- _TO BE DONE_
In the copy, include every entry exactly but none of the images.

- _RECORD EXCERPTS_
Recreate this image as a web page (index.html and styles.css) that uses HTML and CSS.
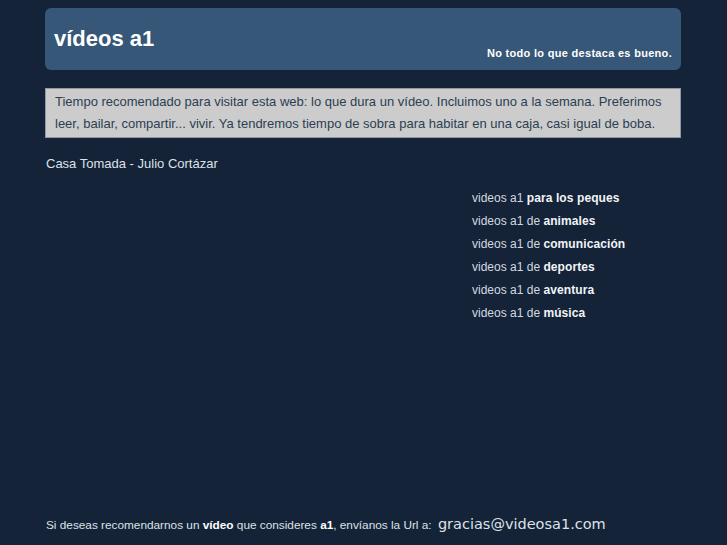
FILE: index.html
```html
<!DOCTYPE html>
<html lang="es">
<head>
<meta charset="utf-8">
<title>vídeos a1</title>
<link rel="stylesheet" href="styles.css">
</head>
<body>
<div class="page">
  <header class="head">
    <h1 class="title">vídeos a1</h1>
    <p class="tagline">No todo lo que destaca es bueno.</p>
  </header>
  <div class="intro">Tiempo recomendado para visitar esta web: lo que dura un vídeo. Incluimos uno a la semana. Preferimos leer, bailar, compartir... vivir. Ya tendremos tiempo de sobra para habitar en una caja, casi igual de boba.</div>
  <p class="story">Casa Tomada - Julio Cortázar</p>
  <div class="main">
    <div class="video"></div>
    <ul class="cats">
      <li>videos a1 <b>para los peques</b></li>
      <li>videos a1 de <b>animales</b></li>
      <li>videos a1 de <b>comunicación</b></li>
      <li>videos a1 de <b>deportes</b></li>
      <li>videos a1 de <b>aventura</b></li>
      <li>videos a1 de <b>música</b></li>
    </ul>
  </div>
  <footer class="foot">Si deseas recomendarnos un <b>vídeo</b> que consideres <b>a1</b>, envíanos la Url a: <span class="mail">gracias@videosa1.com</span></footer>
</div>
</body>
</html>
```

FILE: styles.css
```css
html, body {
  margin: 0;
  padding: 0;
  background: #142337;
}
body {
  font-family: "Liberation Sans", Arial, sans-serif;
  color: #dde2e8;
}
.page {
  width: 636px;
  margin: 0 0 0 45px;
  padding-top: 8px;
  display: flex;
  flex-direction: column;
  height: 545px;
  box-sizing: border-box;
}
.head {
  background: #365777;
  border-radius: 6px;
  height: 62px;
  box-sizing: border-box;
  padding: 0 9px;
  display: flex;
  justify-content: space-between;
  align-items: flex-start;
}
.title {
  margin: 0;
  padding-top: 18px;
  font-size: 22px;
  font-weight: bold;
  color: #ffffff;
  line-height: 26px;
}
.tagline {
  margin: 0;
  padding-top: 38px;
  font-size: 11px;
  font-weight: bold;
  color: #ffffff;
  line-height: 14px;
  letter-spacing: 0.3px;
}
.intro {
  margin-top: 18px;
  background: #cccccc;
  border: 1px solid #8d99a6;
  padding: 2px 9px;
  font-size: 13px;
  line-height: 22px;
  color: #2d3e52;
}
.story {
  margin: 18px 0 0 1px;
  font-size: 13px;
  line-height: 16px;
  color: #dde2e8;
}
.main {
  display: flex;
  justify-content: space-between;
  flex: 1;
}
.cats {
  list-style: none;
  margin: 15px 0 0 0;
  padding: 0;
  width: 209px;
  font-size: 12px;
  line-height: 23px;
  color: #d3d9e0;
}
.cats b { color: #f2f4f7; letter-spacing: 0.1px; }
.foot {
  margin: 0 0 10px 1px;
  font-size: 11.8px;
  line-height: 20px;
  color: #dde2e8;
}
.foot b { color: #ffffff; }
.mail {
  font-family: "DejaVu Sans", Verdana, sans-serif;
  font-size: 14.5px;
  margin-left: 3px;
}
```
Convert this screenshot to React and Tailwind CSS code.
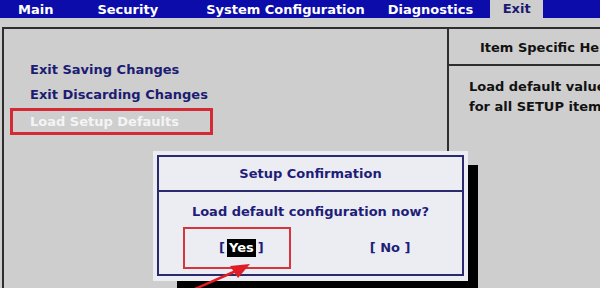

- _RESULT_
Recreate this image as a web page (index.html and styles.css) that uses HTML and CSS.
FILE: index.html
```html
<!DOCTYPE html>
<html lang="es">
<head>
<meta charset="utf-8">
<title>vídeos a1</title>
<link rel="stylesheet" href="styles.css">
</head>
<body>
<div class="page">
  <header class="head">
    <h1 class="title">vídeos a1</h1>
    <p class="tagline">No todo lo que destaca es bueno.</p>
  </header>
  <div class="intro">Tiempo recomendado para visitar esta web: lo que dura un vídeo. Incluimos uno a la semana. Preferimos leer, bailar, compartir... vivir. Ya tendremos tiempo de sobra para habitar en una caja, casi igual de boba.</div>
  <p class="story">Casa Tomada - Julio Cortázar</p>
  <div class="main">
    <div class="video"></div>
    <ul class="cats">
      <li>videos a1 <b>para los peques</b></li>
      <li>videos a1 de <b>animales</b></li>
      <li>videos a1 de <b>comunicación</b></li>
      <li>videos a1 de <b>deportes</b></li>
      <li>videos a1 de <b>aventura</b></li>
      <li>videos a1 de <b>música</b></li>
    </ul>
  </div>
  <footer class="foot">Si deseas recomendarnos un <b>vídeo</b> que consideres <b>a1</b>, envíanos la Url a: <span class="mail">gracias@videosa1.com</span></footer>
</div>
</body>
</html>
```

FILE: styles.css
```css
html, body {
  margin: 0;
  padding: 0;
  background: #142337;
}
body {
  font-family: "Liberation Sans", Arial, sans-serif;
  color: #dde2e8;
}
.page {
  width: 636px;
  margin: 0 0 0 45px;
  padding-top: 8px;
  display: flex;
  flex-direction: column;
  height: 545px;
  box-sizing: border-box;
}
.head {
  background: #365777;
  border-radius: 6px;
  height: 62px;
  box-sizing: border-box;
  padding: 0 9px;
  display: flex;
  justify-content: space-between;
  align-items: flex-start;
}
.title {
  margin: 0;
  padding-top: 18px;
  font-size: 22px;
  font-weight: bold;
  color: #ffffff;
  line-height: 26px;
}
.tagline {
  margin: 0;
  padding-top: 38px;
  font-size: 11px;
  font-weight: bold;
  color: #ffffff;
  line-height: 14px;
  letter-spacing: 0.3px;
}
.intro {
  margin-top: 18px;
  background: #cccccc;
  border: 1px solid #8d99a6;
  padding: 2px 9px;
  font-size: 13px;
  line-height: 22px;
  color: #2d3e52;
}
.story {
  margin: 18px 0 0 1px;
  font-size: 13px;
  line-height: 16px;
  color: #dde2e8;
}
.main {
  display: flex;
  justify-content: space-between;
  flex: 1;
}
.cats {
  list-style: none;
  margin: 15px 0 0 0;
  padding: 0;
  width: 209px;
  font-size: 12px;
  line-height: 23px;
  color: #d3d9e0;
}
.cats b { color: #f2f4f7; letter-spacing: 0.1px; }
.foot {
  margin: 0 0 10px 1px;
  font-size: 11.8px;
  line-height: 20px;
  color: #dde2e8;
}
.foot b { color: #ffffff; }
.mail {
  font-family: "DejaVu Sans", Verdana, sans-serif;
  font-size: 14.5px;
  margin-left: 3px;
}
```
Convert this screenshot to React and Tailwind CSS code.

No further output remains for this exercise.